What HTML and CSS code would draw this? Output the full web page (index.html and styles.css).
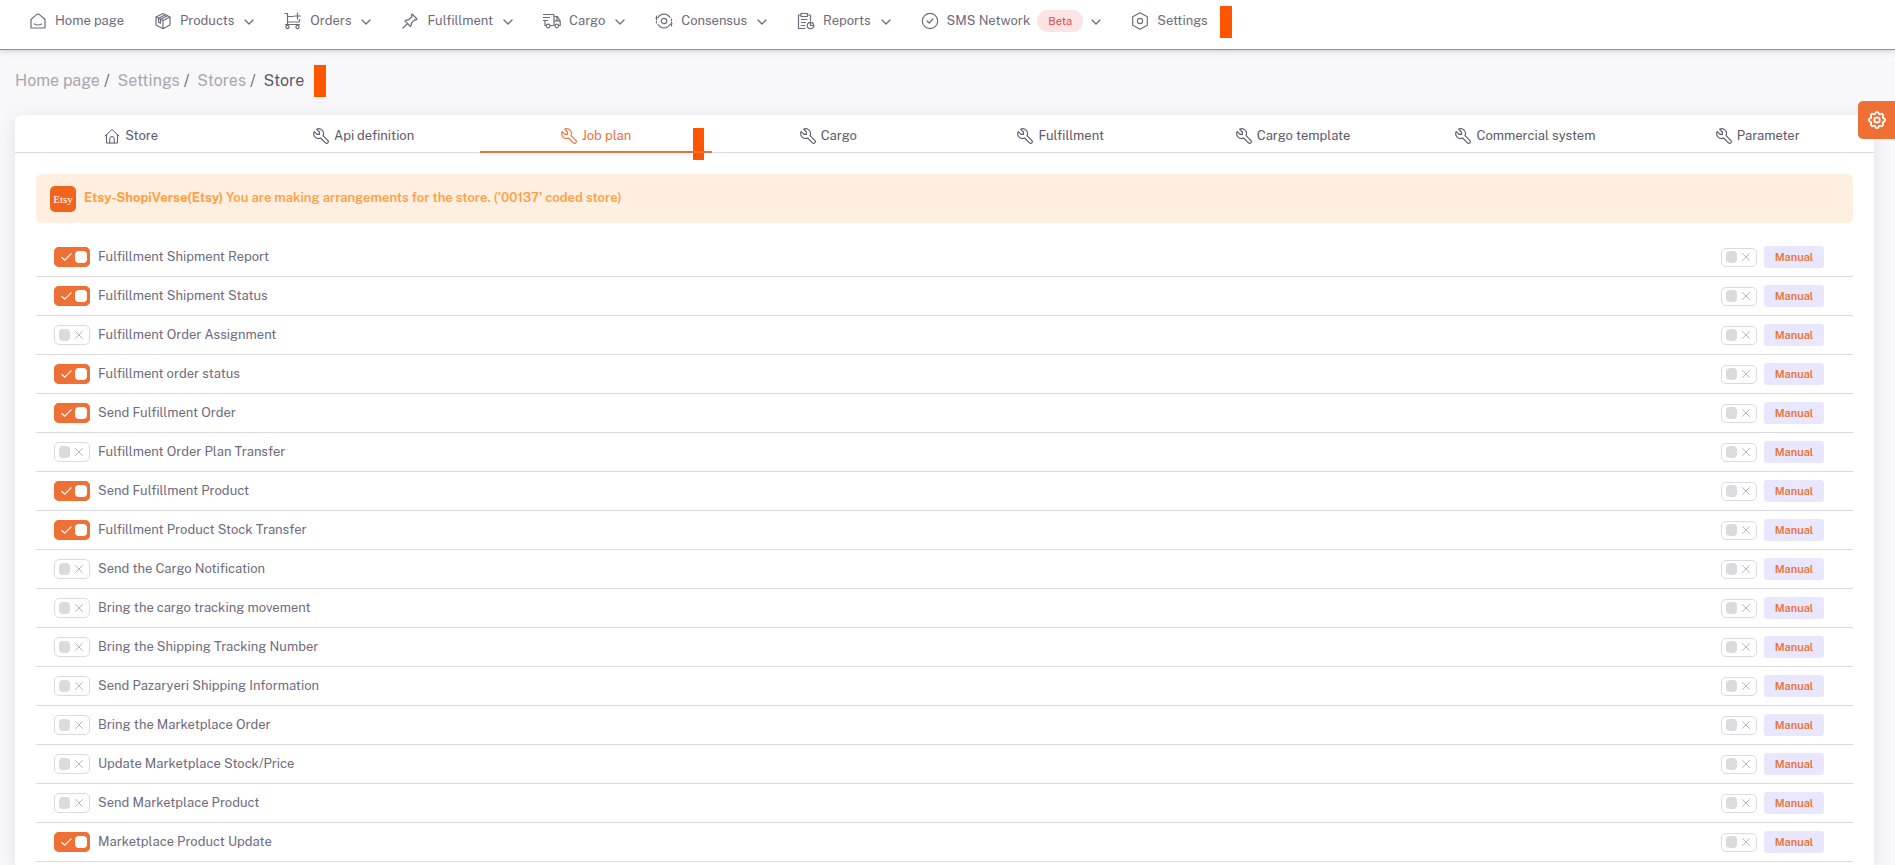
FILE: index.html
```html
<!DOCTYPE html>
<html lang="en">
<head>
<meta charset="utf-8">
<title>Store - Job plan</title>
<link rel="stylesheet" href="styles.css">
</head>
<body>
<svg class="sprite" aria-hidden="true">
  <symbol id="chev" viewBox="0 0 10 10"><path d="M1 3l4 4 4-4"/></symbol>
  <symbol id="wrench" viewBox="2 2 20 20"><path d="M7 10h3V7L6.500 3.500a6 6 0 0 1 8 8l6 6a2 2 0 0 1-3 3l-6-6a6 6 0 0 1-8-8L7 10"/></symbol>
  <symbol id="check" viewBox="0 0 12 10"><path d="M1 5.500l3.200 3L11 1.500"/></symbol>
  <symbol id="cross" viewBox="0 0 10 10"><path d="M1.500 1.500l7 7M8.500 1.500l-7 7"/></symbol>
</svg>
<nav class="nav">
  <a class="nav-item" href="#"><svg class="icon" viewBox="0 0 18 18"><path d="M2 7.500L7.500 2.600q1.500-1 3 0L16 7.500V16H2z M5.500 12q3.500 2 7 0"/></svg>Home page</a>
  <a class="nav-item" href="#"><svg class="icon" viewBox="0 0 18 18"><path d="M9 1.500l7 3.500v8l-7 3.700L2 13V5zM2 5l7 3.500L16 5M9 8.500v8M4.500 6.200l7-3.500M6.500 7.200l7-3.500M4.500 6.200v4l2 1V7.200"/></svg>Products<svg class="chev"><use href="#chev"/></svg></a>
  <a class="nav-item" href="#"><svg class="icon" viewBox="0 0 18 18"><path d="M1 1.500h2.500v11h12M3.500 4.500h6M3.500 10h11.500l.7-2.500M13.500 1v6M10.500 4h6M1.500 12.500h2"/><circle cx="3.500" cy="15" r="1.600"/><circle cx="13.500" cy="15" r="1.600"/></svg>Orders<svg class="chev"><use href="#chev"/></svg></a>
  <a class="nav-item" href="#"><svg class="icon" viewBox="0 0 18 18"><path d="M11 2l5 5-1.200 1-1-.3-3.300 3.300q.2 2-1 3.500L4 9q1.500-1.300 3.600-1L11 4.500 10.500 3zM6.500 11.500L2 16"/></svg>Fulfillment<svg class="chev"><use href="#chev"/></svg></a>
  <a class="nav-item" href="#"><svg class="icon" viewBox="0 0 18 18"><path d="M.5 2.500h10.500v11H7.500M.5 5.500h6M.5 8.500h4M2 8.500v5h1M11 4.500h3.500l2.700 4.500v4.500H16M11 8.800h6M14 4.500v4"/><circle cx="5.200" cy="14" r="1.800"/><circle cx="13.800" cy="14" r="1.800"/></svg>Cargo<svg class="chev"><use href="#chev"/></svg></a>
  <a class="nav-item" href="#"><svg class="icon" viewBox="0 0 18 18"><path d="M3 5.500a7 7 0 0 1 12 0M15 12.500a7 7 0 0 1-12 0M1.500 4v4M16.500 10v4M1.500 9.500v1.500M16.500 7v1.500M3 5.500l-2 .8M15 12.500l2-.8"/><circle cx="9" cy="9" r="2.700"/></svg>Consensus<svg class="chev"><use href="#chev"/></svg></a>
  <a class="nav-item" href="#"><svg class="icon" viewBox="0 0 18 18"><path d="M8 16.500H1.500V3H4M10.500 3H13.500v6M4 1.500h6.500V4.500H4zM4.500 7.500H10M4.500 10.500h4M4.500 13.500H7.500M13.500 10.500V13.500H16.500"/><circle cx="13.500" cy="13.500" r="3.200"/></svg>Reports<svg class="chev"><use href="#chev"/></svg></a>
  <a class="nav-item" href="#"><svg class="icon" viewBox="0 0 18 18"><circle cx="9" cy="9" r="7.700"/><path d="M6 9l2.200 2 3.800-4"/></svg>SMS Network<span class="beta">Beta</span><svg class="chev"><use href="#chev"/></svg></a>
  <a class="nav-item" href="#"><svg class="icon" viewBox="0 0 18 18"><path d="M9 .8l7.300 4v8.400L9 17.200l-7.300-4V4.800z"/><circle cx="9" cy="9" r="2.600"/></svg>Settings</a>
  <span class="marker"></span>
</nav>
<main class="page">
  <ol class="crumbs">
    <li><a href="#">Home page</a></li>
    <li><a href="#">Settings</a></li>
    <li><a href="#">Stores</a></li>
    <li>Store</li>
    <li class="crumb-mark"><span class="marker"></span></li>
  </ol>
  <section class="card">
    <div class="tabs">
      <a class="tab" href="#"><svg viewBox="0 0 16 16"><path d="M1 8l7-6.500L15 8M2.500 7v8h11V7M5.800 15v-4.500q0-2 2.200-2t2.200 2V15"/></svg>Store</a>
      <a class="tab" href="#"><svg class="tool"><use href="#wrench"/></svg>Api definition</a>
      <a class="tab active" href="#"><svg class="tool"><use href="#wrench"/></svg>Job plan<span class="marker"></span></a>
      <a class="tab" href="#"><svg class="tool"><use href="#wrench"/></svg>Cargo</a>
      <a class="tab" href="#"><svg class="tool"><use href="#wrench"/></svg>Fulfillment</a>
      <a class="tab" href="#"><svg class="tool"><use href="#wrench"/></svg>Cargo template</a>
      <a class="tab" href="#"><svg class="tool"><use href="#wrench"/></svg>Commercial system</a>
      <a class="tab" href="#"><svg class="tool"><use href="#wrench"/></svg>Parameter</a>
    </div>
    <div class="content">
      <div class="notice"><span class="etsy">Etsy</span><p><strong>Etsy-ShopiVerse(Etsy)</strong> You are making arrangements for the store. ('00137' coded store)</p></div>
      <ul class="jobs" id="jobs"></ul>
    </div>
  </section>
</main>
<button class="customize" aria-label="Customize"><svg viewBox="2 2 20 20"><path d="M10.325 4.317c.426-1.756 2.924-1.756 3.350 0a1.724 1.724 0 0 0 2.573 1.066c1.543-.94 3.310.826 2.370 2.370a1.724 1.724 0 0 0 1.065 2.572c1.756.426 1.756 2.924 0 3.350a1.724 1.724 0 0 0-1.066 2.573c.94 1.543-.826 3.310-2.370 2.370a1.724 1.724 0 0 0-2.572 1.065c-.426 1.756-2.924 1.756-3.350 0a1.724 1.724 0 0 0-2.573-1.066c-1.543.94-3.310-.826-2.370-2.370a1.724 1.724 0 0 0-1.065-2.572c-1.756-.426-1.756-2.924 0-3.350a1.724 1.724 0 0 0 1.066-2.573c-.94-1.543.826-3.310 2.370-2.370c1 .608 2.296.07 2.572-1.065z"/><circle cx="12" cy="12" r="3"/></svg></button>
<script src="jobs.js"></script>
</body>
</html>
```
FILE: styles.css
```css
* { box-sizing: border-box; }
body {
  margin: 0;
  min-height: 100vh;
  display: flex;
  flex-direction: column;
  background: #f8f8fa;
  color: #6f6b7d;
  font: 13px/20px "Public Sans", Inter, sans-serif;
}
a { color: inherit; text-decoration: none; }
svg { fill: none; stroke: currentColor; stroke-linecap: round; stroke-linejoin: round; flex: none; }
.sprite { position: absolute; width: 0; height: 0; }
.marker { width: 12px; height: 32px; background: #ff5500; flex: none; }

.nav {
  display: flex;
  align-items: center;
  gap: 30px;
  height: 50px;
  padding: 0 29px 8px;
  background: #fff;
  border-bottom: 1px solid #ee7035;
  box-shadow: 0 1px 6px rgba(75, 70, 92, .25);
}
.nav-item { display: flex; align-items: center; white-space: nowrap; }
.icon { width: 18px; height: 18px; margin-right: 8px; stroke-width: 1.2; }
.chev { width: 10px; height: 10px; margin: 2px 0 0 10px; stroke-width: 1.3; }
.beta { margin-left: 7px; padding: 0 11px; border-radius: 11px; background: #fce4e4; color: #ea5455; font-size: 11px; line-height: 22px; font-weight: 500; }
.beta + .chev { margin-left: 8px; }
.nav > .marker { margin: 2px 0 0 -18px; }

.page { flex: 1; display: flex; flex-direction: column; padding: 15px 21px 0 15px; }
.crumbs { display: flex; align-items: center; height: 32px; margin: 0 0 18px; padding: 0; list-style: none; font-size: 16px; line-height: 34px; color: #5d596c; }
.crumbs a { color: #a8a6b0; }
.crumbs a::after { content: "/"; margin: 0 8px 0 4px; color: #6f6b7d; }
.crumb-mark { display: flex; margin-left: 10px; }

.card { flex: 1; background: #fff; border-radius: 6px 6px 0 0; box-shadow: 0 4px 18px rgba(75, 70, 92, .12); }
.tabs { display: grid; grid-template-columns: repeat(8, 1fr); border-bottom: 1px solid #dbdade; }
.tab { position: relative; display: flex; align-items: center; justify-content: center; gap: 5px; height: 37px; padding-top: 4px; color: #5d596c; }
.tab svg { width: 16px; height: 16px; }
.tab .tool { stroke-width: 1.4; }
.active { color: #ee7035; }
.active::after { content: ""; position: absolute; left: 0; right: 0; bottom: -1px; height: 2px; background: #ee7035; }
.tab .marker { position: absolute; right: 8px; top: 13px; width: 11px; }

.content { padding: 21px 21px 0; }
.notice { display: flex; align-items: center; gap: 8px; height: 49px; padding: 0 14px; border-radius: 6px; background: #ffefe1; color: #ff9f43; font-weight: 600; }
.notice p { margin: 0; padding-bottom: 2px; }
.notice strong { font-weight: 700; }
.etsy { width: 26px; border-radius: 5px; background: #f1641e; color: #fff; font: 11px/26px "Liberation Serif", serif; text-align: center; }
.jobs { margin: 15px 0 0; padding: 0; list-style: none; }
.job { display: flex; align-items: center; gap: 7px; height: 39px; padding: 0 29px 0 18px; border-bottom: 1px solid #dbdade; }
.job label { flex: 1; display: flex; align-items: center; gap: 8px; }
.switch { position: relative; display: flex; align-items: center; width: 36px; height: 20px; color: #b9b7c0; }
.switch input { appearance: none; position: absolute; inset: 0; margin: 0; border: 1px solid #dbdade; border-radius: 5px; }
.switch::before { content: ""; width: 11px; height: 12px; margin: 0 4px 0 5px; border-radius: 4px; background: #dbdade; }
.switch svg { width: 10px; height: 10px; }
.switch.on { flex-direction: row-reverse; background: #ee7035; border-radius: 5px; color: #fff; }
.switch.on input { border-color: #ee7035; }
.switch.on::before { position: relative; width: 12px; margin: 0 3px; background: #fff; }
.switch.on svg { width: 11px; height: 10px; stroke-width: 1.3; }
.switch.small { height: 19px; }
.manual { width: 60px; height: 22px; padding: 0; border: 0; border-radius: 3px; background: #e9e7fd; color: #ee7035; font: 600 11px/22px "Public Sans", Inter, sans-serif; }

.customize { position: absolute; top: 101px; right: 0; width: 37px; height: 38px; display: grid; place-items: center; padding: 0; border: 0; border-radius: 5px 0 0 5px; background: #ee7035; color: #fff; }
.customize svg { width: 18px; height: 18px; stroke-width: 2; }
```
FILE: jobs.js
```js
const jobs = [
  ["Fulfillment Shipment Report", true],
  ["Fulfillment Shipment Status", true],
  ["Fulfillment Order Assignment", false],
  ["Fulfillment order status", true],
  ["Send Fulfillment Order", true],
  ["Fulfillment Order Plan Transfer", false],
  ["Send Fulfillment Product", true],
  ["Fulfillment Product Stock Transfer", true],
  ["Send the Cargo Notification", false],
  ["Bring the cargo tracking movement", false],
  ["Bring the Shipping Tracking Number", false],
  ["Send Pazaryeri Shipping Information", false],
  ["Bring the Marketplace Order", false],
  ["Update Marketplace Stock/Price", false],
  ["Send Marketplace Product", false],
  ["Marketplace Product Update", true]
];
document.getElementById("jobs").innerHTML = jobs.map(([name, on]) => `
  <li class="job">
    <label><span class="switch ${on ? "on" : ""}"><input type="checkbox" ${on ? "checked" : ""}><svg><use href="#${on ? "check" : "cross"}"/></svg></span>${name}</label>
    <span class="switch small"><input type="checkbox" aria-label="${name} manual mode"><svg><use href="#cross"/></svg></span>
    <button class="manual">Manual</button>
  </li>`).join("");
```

• • • • • • •

> [What is expected] Extract all lines containing the word "styles".

> [The response]
What HTML and CSS code would draw this? Output the full web page (index.html and styles.css).
<link rel="stylesheet" href="styles.css">
FILE: styles.css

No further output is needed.